(Entries with page source code)
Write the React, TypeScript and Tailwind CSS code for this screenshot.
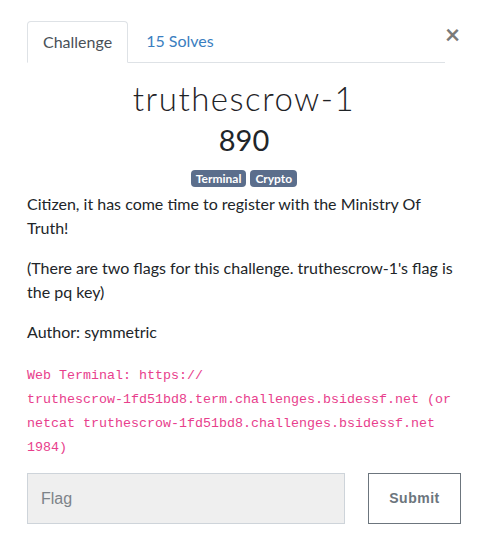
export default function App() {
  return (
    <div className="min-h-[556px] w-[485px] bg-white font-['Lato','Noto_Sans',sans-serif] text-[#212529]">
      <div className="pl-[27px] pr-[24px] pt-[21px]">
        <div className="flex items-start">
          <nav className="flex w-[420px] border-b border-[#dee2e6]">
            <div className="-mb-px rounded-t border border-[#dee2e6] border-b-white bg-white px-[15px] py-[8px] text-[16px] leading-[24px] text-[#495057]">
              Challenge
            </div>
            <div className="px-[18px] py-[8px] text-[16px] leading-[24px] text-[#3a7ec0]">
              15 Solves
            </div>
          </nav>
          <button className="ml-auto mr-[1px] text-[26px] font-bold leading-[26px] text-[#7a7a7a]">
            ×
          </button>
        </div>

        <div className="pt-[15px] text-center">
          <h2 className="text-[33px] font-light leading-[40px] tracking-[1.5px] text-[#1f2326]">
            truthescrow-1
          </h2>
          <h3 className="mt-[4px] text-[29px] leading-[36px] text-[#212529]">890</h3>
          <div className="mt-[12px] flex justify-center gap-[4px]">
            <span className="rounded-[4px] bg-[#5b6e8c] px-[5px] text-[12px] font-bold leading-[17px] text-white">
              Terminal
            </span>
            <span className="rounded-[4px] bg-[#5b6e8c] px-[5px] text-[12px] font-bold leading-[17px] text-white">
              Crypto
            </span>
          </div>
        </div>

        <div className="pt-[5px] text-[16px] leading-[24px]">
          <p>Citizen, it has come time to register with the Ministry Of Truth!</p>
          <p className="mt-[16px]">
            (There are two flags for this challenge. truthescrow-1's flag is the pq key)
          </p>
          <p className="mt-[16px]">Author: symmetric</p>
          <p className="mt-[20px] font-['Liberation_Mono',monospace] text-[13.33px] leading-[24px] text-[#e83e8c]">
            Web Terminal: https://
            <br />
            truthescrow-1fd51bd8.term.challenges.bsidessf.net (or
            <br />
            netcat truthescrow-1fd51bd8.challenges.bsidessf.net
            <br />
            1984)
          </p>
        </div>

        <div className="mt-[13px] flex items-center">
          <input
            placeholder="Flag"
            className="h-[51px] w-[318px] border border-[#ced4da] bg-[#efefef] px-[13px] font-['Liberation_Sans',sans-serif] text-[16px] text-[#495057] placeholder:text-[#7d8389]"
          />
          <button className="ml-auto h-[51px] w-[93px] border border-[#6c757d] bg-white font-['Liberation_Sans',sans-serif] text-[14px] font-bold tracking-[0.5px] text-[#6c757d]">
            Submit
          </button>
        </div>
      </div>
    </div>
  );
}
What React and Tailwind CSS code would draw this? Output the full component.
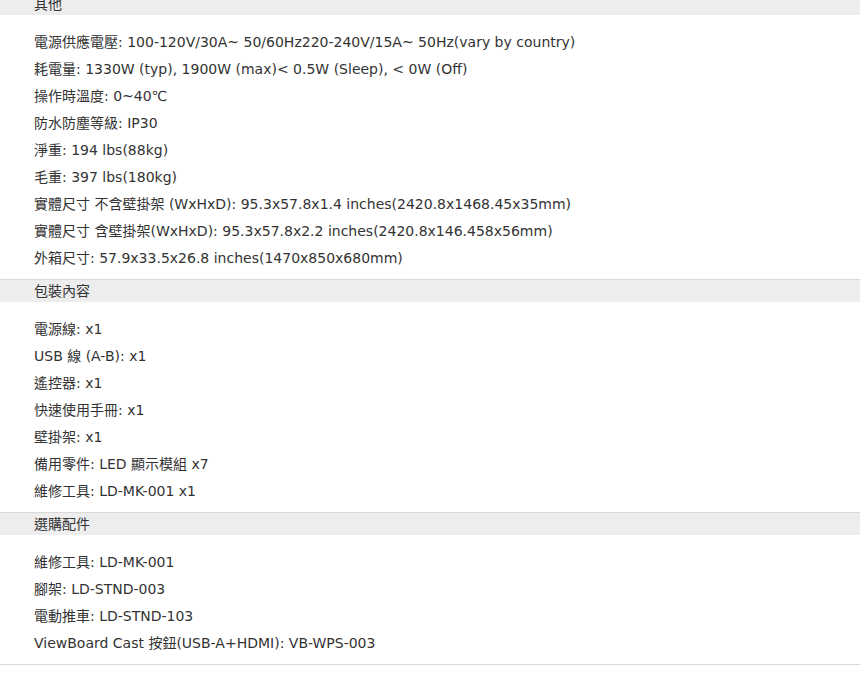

Given request =>
Copy every record above exactly, leaving out the pictures.

Finished exercise =>
Write the React, TypeScript and Tailwind CSS code for this screenshot.
export default function App() {
  return (
    <div className="min-h-[556px] w-[485px] bg-white font-['Lato','Noto_Sans',sans-serif] text-[#212529]">
      <div className="pl-[27px] pr-[24px] pt-[21px]">
        <div className="flex items-start">
          <nav className="flex w-[420px] border-b border-[#dee2e6]">
            <div className="-mb-px rounded-t border border-[#dee2e6] border-b-white bg-white px-[15px] py-[8px] text-[16px] leading-[24px] text-[#495057]">
              Challenge
            </div>
            <div className="px-[18px] py-[8px] text-[16px] leading-[24px] text-[#3a7ec0]">
              15 Solves
            </div>
          </nav>
          <button className="ml-auto mr-[1px] text-[26px] font-bold leading-[26px] text-[#7a7a7a]">
            ×
          </button>
        </div>

        <div className="pt-[15px] text-center">
          <h2 className="text-[33px] font-light leading-[40px] tracking-[1.5px] text-[#1f2326]">
            truthescrow-1
          </h2>
          <h3 className="mt-[4px] text-[29px] leading-[36px] text-[#212529]">890</h3>
          <div className="mt-[12px] flex justify-center gap-[4px]">
            <span className="rounded-[4px] bg-[#5b6e8c] px-[5px] text-[12px] font-bold leading-[17px] text-white">
              Terminal
            </span>
            <span className="rounded-[4px] bg-[#5b6e8c] px-[5px] text-[12px] font-bold leading-[17px] text-white">
              Crypto
            </span>
          </div>
        </div>

        <div className="pt-[5px] text-[16px] leading-[24px]">
          <p>Citizen, it has come time to register with the Ministry Of Truth!</p>
          <p className="mt-[16px]">
            (There are two flags for this challenge. truthescrow-1's flag is the pq key)
          </p>
          <p className="mt-[16px]">Author: symmetric</p>
          <p className="mt-[20px] font-['Liberation_Mono',monospace] text-[13.33px] leading-[24px] text-[#e83e8c]">
            Web Terminal: https://
            <br />
            truthescrow-1fd51bd8.term.challenges.bsidessf.net (or
            <br />
            netcat truthescrow-1fd51bd8.challenges.bsidessf.net
            <br />
            1984)
          </p>
        </div>

        <div className="mt-[13px] flex items-center">
          <input
            placeholder="Flag"
            className="h-[51px] w-[318px] border border-[#ced4da] bg-[#efefef] px-[13px] font-['Liberation_Sans',sans-serif] text-[16px] text-[#495057] placeholder:text-[#7d8389]"
          />
          <button className="ml-auto h-[51px] w-[93px] border border-[#6c757d] bg-white font-['Liberation_Sans',sans-serif] text-[14px] font-bold tracking-[0.5px] text-[#6c757d]">
            Submit
          </button>
        </div>
      </div>
    </div>
  );
}
What React and Tailwind CSS code would draw this? Output the full component.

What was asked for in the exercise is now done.